Fortunately, if you go with a premium VPN provider, all these issues will be avoided and work can get done easily and expeditiously without any interruptions.

How Can You Get a VPN?

Now that you know why you should use a VPN, how do you find an exceptional VPN provider who will protect your assets and provide a streamlined place for employees to do business? 

The first thing to do is to research different providers recommended by experts in the field. Search trusted online PC magazines, VPN blog posts, and tech forums for solid intelligence. 

Then, round up the top contenders using a few key metrics:

  • Where is the VPN company based (legal jurisdiction and data retention laws vary by country)? Or, does it connect users to the company’s server without any intermediate steps (many businesses prefer this method)?  
  • Does the VPN service allow enough devices (of all employees) to be connected at the same time?
  • Does the VPN service allow BitTorrent or P2P traffic on its servers?
  • Can you try the service for free before you buy? 
  • What is the monthly fee, and what does it cover?

One thing you don’t need to be swayed by is speed. Tests show there is too much variation in day-to-day usage for that metric to be of much use.

Once you’ve settled on a VPN provider, download the app from their website. Configure each device to connect directly to the VPN service. Then, each time you sign in, the device’s network settings will automatically connect to the VPN server that is closest to your current location (note, there is an option to connect to a different server if needed).

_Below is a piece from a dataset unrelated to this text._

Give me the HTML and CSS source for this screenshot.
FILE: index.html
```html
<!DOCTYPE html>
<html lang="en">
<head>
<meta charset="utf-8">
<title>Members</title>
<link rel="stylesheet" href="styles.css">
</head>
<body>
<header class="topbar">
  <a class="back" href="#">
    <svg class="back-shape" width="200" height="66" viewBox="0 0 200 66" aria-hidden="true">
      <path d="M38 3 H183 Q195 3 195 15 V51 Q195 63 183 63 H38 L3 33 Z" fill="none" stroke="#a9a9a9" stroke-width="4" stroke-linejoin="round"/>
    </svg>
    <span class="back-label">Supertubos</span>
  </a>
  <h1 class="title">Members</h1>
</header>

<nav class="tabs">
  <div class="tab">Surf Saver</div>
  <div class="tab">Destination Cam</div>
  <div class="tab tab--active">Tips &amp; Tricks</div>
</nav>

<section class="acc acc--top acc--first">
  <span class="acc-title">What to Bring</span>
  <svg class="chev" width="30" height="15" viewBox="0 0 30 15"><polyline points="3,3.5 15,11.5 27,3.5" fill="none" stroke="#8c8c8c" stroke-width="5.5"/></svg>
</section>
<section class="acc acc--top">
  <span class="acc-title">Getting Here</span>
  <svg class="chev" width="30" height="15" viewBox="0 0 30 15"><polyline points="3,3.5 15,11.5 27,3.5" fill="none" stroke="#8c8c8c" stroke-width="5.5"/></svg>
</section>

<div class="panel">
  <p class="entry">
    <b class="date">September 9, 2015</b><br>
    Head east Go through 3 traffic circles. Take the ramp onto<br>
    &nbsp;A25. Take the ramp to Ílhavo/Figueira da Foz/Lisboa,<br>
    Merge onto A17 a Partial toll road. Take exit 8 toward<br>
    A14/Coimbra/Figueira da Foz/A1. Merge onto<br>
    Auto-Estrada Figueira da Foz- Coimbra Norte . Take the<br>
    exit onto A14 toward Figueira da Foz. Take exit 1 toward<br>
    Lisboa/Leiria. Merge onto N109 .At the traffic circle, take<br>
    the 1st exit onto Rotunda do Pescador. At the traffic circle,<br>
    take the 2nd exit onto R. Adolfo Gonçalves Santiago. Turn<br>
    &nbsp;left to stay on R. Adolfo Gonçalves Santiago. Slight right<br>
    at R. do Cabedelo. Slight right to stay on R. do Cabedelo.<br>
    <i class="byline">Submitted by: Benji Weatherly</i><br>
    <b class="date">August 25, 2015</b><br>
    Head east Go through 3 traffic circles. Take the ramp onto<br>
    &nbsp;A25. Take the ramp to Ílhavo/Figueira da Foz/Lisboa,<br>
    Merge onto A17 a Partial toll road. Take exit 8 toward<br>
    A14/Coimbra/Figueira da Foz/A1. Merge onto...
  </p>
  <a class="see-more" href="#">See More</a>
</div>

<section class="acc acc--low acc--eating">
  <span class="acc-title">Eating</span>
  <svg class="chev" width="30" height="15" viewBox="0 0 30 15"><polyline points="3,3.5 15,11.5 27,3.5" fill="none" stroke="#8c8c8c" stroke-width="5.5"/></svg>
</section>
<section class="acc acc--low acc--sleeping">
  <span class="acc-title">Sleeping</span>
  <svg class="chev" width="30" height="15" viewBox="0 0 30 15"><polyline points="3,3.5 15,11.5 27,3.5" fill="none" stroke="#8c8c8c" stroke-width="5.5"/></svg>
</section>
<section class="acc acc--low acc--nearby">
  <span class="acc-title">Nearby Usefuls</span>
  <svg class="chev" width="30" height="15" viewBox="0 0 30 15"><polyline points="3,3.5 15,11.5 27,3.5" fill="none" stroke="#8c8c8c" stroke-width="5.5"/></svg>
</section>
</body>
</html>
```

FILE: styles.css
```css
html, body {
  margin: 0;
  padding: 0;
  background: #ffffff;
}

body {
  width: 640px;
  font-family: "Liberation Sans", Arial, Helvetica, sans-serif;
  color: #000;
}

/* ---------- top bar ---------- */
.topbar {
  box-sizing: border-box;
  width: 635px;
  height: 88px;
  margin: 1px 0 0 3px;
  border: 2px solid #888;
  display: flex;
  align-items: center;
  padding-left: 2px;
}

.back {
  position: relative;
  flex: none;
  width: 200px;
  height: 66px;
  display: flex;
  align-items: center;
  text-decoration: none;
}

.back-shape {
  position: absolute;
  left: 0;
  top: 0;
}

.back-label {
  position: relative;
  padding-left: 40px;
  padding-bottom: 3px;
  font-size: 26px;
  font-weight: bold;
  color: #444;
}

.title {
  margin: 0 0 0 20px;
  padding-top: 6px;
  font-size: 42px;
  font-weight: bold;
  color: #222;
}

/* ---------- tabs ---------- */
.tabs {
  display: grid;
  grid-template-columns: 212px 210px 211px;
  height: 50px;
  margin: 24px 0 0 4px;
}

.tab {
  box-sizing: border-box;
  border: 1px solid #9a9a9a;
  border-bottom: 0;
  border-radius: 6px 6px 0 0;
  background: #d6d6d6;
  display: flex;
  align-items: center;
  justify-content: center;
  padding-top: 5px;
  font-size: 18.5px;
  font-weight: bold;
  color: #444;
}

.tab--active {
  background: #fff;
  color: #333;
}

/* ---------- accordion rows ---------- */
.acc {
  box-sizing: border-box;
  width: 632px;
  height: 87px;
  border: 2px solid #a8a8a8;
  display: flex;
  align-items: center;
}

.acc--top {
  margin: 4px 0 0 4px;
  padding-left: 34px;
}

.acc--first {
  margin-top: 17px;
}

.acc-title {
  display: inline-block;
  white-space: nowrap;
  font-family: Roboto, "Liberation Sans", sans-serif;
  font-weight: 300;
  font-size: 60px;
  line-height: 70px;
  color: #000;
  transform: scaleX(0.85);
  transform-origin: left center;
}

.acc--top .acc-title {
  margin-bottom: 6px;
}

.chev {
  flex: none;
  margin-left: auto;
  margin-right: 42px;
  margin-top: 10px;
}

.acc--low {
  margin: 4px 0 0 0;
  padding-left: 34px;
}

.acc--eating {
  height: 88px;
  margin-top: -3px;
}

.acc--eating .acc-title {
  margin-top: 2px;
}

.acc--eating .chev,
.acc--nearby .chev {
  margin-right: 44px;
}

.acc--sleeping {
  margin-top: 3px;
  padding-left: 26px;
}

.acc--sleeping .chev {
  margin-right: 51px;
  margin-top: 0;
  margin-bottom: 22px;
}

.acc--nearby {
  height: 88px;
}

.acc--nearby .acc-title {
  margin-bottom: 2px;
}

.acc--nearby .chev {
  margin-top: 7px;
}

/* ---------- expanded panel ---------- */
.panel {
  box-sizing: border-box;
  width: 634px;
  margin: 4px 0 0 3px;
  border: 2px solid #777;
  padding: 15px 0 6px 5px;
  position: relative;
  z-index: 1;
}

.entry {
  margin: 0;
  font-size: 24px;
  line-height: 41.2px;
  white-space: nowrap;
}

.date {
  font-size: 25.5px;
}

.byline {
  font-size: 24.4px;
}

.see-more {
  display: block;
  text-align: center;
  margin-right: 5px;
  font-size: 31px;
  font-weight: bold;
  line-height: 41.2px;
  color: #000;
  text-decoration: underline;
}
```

You can now work as usual with the VPN running invisibly in the background. 

It’s important to know that the above steps are for a premium, but basic VPN cloud service. Depending on the nature and size of your company, you will want to directly contact a professional, business-forward provider to have their experts walk you through the setup and implementation process.

If your company doesn’t use a VPN for their network connections, the time to get one is now because efficiency, privacy, and security are all at stake.